(442c) A Performance Study of an Experimental Vibrating Screen in Treating Water-Sand Slurry

Authors: 
Benis, S., The University of Akron
Chase, G. G., The University of Akron

A vibrating screen is the most common solid-liquid filtration equipment in the drilling industry. In the oil drilling industry, these vibrating screens, called shale shakers, separate coarse cuttings from the drilling mud in preparation for reuse of the mud in the borehole. The capacity of drilling mud that a shale shaker can process is dependent upon the operational parameters such as vibration frequency and acceleration, mud rheology, mesh size and the shaker deck angle. The strategy of changing in the performance of a shale shaker by altering in the operational variables is not well understood and characterized.

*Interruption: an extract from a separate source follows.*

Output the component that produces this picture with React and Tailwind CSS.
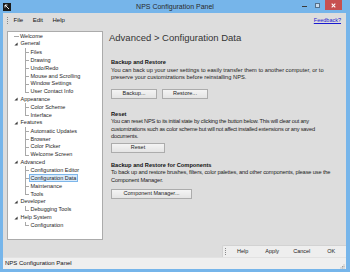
import React from 'react'

const tree = [
  {label: 'Welcome'},
  {label: 'General', children: ['Files', 'Drawing', 'Undo/Redo', 'Mouse and Scrolling', 'Window Settings', 'User Contact Info']},
  {label: 'Appearance', children: ['Color Scheme', 'Interface']},
  {label: 'Features', children: ['Automatic Updates', 'Browser', 'Color Picker', 'Welcome Screen']},
  {label: 'Advanced', children: ['Configuration Editor', 'Configuration Data', 'Maintenance', 'Tools']},
  {label: 'Developer', children: ['Debugging Tools']},
  {label: 'Help System', children: ['Configuration']},
]

const selected = 'Configuration Data'

// small filled triangle, the "expanded" glyph of the tree
function Expander() {
  return (
    <svg width="4" height="4" viewBox="0 0 4 4" className="shrink-0">
      <path d="M3.6 0.4 L3.6 3.6 L0.4 3.6 Z" fill="#3a3a3a" />
    </svg>
  )
}

function AppIcon() {
  return (
    <svg width="8" height="8" viewBox="0 0 8 8">
      <rect x="0" y="0" width="8" height="8" fill="#1b1b1b" />
      <path d="M2 2 L6 6 M2 2 L2 4.5 M2 2 L4.5 2" stroke="#fff" strokeWidth="0.9" />
    </svg>
  )
}

function RootRow({label, children}) {
  return (
    <div className="flex items-center h-[7.875px] pl-[5.5px]">
      {children ? (
        <Expander />
      ) : (
        <span className="w-[5px] h-px bg-[#a8a8a8] shrink-0" />
      )}
      <span className={children ? 'ml-[3px]' : 'ml-[1.5px]'}>{label}</span>
    </div>
  )
}

function ChildRow({label, last}) {
  const isSel = label === selected
  return (
    <div className="relative flex items-center h-[7.875px] pl-[20.5px]">
      <span className={'absolute left-[17px] top-0 w-px bg-[#a8a8a8] ' + (last ? 'h-1/2' : 'h-full')} />
      <span className="absolute left-[17px] top-1/2 w-[4px] h-px bg-[#a8a8a8]" />
      <span
        className={
          'px-[1px] leading-[6.5px] h-[7.5px] flex items-center border ' +
          (isSel ? 'bg-[#d9ebfb] border-[#7db6ea]' : 'border-transparent')
        }
      >
        {label}
      </span>
    </div>
  )
}

function Btn({w, children}) {
  return (
    <div
      className={
        'flex items-center justify-center h-[10px] border border-[#acacac] bg-gradient-to-b from-[#f4f4f4] to-[#e4e4e4] text-[5.5px] text-[#222] ' +
        w
      }
    >
      {children}
    </div>
  )
}

export default function App() {
  return (
    <div className="w-[350px] h-[272px] bg-[#76b5ea] flex flex-col font-['Liberation_Sans',Arial,sans-serif] overflow-hidden">
      {/* title bar */}
      <div className="h-[13px] grid grid-cols-[1fr_auto_1fr] items-center shrink-0">
        <div className="pl-[3px] flex items-center">
          <AppIcon />
        </div>
        <div className="text-[7px] text-[#2a2a2a] leading-[13px]">NPS Configuration Panel</div>
        <div className="flex justify-end items-start h-full pr-[8px]">
          <div className="w-[5px] h-[1.5px] bg-[#3a3a3a] mt-[5.5px]" />
          <div className="w-[5px] h-[4.5px] border border-[#55708a] bg-[#c9dcee] mt-[3px] ml-[8px]" />
          <div className="w-[17px] h-[10px] bg-[#c75050] ml-[5px] flex items-center justify-center">
            <svg width="5" height="5" viewBox="0 0 5 5">
              <path d="M0.7 0.7 L4.3 4.3 M4.3 0.7 L0.7 4.3" stroke="#fff" strokeWidth="1.1" />
            </svg>
          </div>
        </div>
      </div>

      {/* window body */}
      <div className="flex-1 flex flex-col ml-[3px] mr-[4px] mb-[3px] bg-[#dddddd] min-h-0">
        {/* menu bar */}
        <div className="h-[14px] flex items-center text-[6px] text-[#111] shrink-0">
          <span className="ml-[3.5px] w-px h-[7px] border-l border-dotted border-[#8a8a8a]" />
          <span className="ml-[6px]">File</span>
          <span className="ml-[9.5px]">Edit</span>
          <span className="ml-[9.5px]">Help</span>
          <span className="ml-auto mr-[5px] text-[5.5px] text-[#1a1ad0] underline">Feedback?</span>
        </div>

        {/* main area */}
        <div className="flex-1 flex min-h-0">
          {/* tree */}
          <div className="pl-[4px] pt-[4px] pb-[17px] shrink-0">
            <div className="w-[96px] h-full bg-white border border-[#ababab] pt-[0.5px] text-[5.5px] text-[#1e1e1e] leading-[7.875px] whitespace-nowrap">
              {tree.map((n) => (
                <React.Fragment key={n.label}>
                  <RootRow label={n.label}>{n.children}</RootRow>
                  {n.children &&
                    n.children.map((c, i) => (
                      <ChildRow key={c} label={c} last={i === n.children.length - 1} />
                    ))}
                </React.Fragment>
              ))}
            </div>
          </div>

          {/* content */}
          <div className="flex-1 flex flex-col pl-[6px] min-w-0">
            <div className="mt-[5px] h-[12px] leading-[12px] text-[9.5px] text-[#333]">
              Advanced &gt; Configuration Data
            </div>

            <div className="pl-[2px] text-[5.7px] leading-[7.5px] text-[#222] whitespace-nowrap">
              <div className="mt-[15px] font-bold text-[#111]">Backup and Restore</div>
              <div>
                You can back up your user settings to easily transfer them to another computer, or to
                <br />
                preserve your customizations before reinstalling NPS.
              </div>
              <div className="flex gap-[5px] mt-[7px]">
                <Btn w="w-[46px]">Backup...</Btn>
                <Btn w="w-[46px]">Restore...</Btn>
              </div>

              <div className="mt-[12px] font-bold text-[#111]">Reset</div>
              <div className="tracking-[-0.22px]">
                You can reset NPS to its initial state by clicking the button below. This will clear out any
                <br />
                customizations such as color scheme but will not affect installed extensions or any saved
                <br />
                documents.
              </div>
              <div className="mt-[2px]">
                <Btn w="w-[54px]">Reset</Btn>
              </div>

              <div className="mt-[9px] font-bold text-[#111]">Backup and Restore for Components</div>
              <div className="tracking-[-0.15px]">
                To back up and restore brushes, filters, color palettes, and other components, please use the
                <br />
                Component Manager.
              </div>
              <div className="mt-[5px]">
                <Btn w="w-[81px]">Component Manager...</Btn>
              </div>
            </div>

            {/* bottom toolstrip */}
            <div className="mt-auto self-end h-[12px] w-[124px] flex items-center bg-[#eeeeee] border-t border-l border-[#d2d2d2] rounded-tl-[2px] text-[5.5px] text-[#222]">
              <span className="ml-[1.5px] w-px h-[7px] border-l border-dotted border-[#8a8a8a]" />
              <span className="ml-[2.5px] w-[29.5px] text-center">Help</span>
              <span className="w-[29.5px] text-center">Apply</span>
              <span className="w-[29.5px] text-center">Cancel</span>
              <span className="w-[29.5px] text-center">OK</span>
            </div>
          </div>
        </div>

        {/* status bar */}
        <div className="h-[12px] shrink-0 flex items-center bg-[#efefef] border-t border-[#e2e2e2] text-[6px] text-[#111] pl-[2px]">
          <span>NPS Configuration Panel</span>
          <svg width="5" height="5" viewBox="0 0 5 5" className="ml-auto mr-[1px] mt-[5px]">
            <rect x="3.5" y="0.5" width="1" height="1" fill="#a0a0a0" />
            <rect x="2" y="2" width="1" height="1" fill="#a0a0a0" />
            <rect x="3.5" y="2" width="1" height="1" fill="#a0a0a0" />
            <rect x="0.5" y="3.5" width="1" height="1" fill="#a0a0a0" />
            <rect x="2" y="3.5" width="1" height="1" fill="#a0a0a0" />
            <rect x="3.5" y="3.5" width="1" height="1" fill="#a0a0a0" />
          </svg>
        </div>
      </div>
    </div>
  )
}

In this work the performance of a lab scale shale shaker in separation of different sand-water slurry concentrations was studied at various frequencies, accelerations, and deck angles,. The results for slurry concentration less than 4% sand showed that the shaker is capable of separation in a frequency range of 90-120 Hz for the entire range of angles and accelerations. The velocity of the wet filter cake at the outlet of screen decreased with angle and increased with acceleration and frequency.

The experimental results showed the vibrational frequency had the most effect on shaker performance.  Deck angle affected performance to a lesser degree, and vibration acceleration had only a moderate effect on the performance.